Il testamento di un gesuita
Il testamento spirituale di Papa Francesco rivela le sue radici ignaziane, la centralità della Trinità e della devozione mariana. Espressione della libertà interiore del pontefice, è un’eredità di discernimento, povertà, ascolto e sequela, maturata fin dalla giovinezza nella Compagnia di Gesù

“Nel Nome della Santissima Trinità. Amen. Sentendo che si avvicina il tramonto della mia vita terrena…”.
Così inizia il testamento spirituale di Papa Francesco, che nella luce dell’ottuplice giorno di Pasqua ha fatto la sua Pasqua, ed è passato alla Casa del Padre.
Molti vedono in queste parole, scritte con la sobrietà che ha sempre contraddistinto questo Pontefice, principalmente il lascito di indicazioni molto specifiche sul luogo della sua sepoltura. Eppure, per comprenderne in profondità il senso, dobbiamo tornare alle radici della sua formazione, a quella Compagnia di Gesù a cui si consegnò sin dalla prima giovinezza.
Il testamento spirituale è infatti un tipico esercizio ignaziano, che aiuta l’esercitante a contemplarsi nel giorno della propria morte, in vista della maturazione della vera, santa, indifferenza, cioè del distacco da qualunque cosa, per mirare solo e soltanto alla sequela di Cristo: “Devo considerare, come se fossi in punto di morte, il criterio e la misura che allora vorrei aver tenuto nella presente elezione; e così regolandomi, prenderò fermamente la mia decisione” (Esercizi spirituali, n. 186).

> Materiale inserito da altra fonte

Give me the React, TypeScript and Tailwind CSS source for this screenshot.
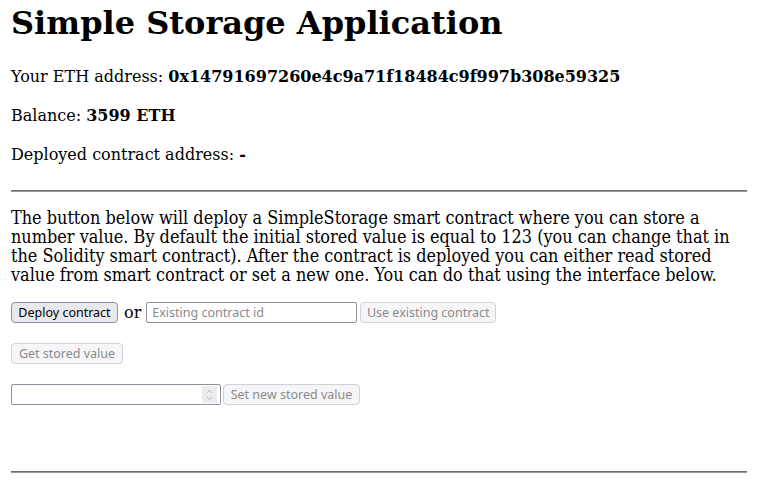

Tutta la spiritualità di Josemaria Bergoglio, così come in seguito il suo magistero come Papa Francesco, è impregnata dei temi ignaziani che l’hanno formato, e che hanno plasmato il suo modo di vedere e di agire:
non sorprende quindi che le sue ultime parole, dettate con lucida consapevolezza nell’esperienza del limite estremo, inizino dall’invocazione della Trinità, il contatto mistico con la quale fondò l’esperienza del suo maestro sant’Ignazio, e arrivino alla descrizione del rapporto personale, filiale e amoroso, del papa con Maria: è Maria infatti che, nella spiritualità ignaziana, si fa garante dell’“ascesa” dell’esercitante fino al Padre: “Farò un colloquio con nostra Signora, perché mi ottenga dal suo Figlio e Signore la grazia di essere accolto sotto la sua bandiera, anzitutto in somma povertà spirituale e, se la divina Maestà così vorrà e intenderà scegliermi e accogliermi, anche nella povertà materiale; poi sopportando umiliazioni e insulti, per meglio imitarlo in questi, purché possa sopportarli senza peccato di alcuna persona e senza offesa alla divina Maestà” (Esercizi spirituali, n. 147).

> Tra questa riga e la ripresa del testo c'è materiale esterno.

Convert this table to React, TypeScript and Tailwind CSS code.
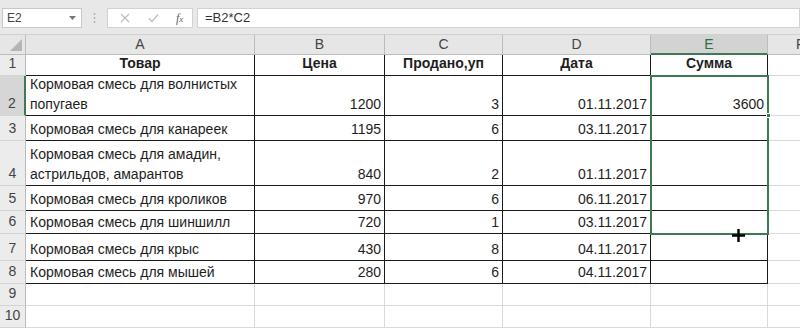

Come non vedere in questa richiesta, ripetuta e pressante nel corso degli Esercizi, la filigrana di tutte le scelte e i discorsi di Francesco, il quale, coerentemente con questo affidamento costante alla Madre, lascia scritto: “Desidero che il mio ultimo viaggio terreno si concluda proprio in questo antichissimo santuario Mariano dove mi recavo per la preghiera all’inizio e al termine di ogni Viaggio Apostolico ad affidare fiduciosamente le mie intenzioni alla Madre Immacolata e ringraziarLa per la docile e materna cura.”
Solo tornando al testo degli Esercizi ignaziani, nel tempo, si capirà appieno la visione antica e rivoluzionaria al contempo che questo Pontefice ha apportato, e il senso delle sue dichiarazioni, ufficiali o ufficiose che fossero: il primato dell’ascolto della coscienza, il rinvenimento dell’amore di Dio nel creato, la necessità di un costante discernimento… tutti temi tanto familiari a chi ha avuto la fortuna di conoscere Ignazio e i suoi.
Troppo spesso hanno tentato invece di incasellare le sue affermazioni, o etichettarle in base ai gusti ideologici di turno, mancando però di coglierne la complessa profondità, che solo l’esperienza autentica di fede, e non l’ideologia, può svelare.
E ora, Francesco, sei libero da ogni etichetta, libero per sempre, tu che sei sempre stato testimone della bellezza della libertà che Dio ha concesso a noi uomini.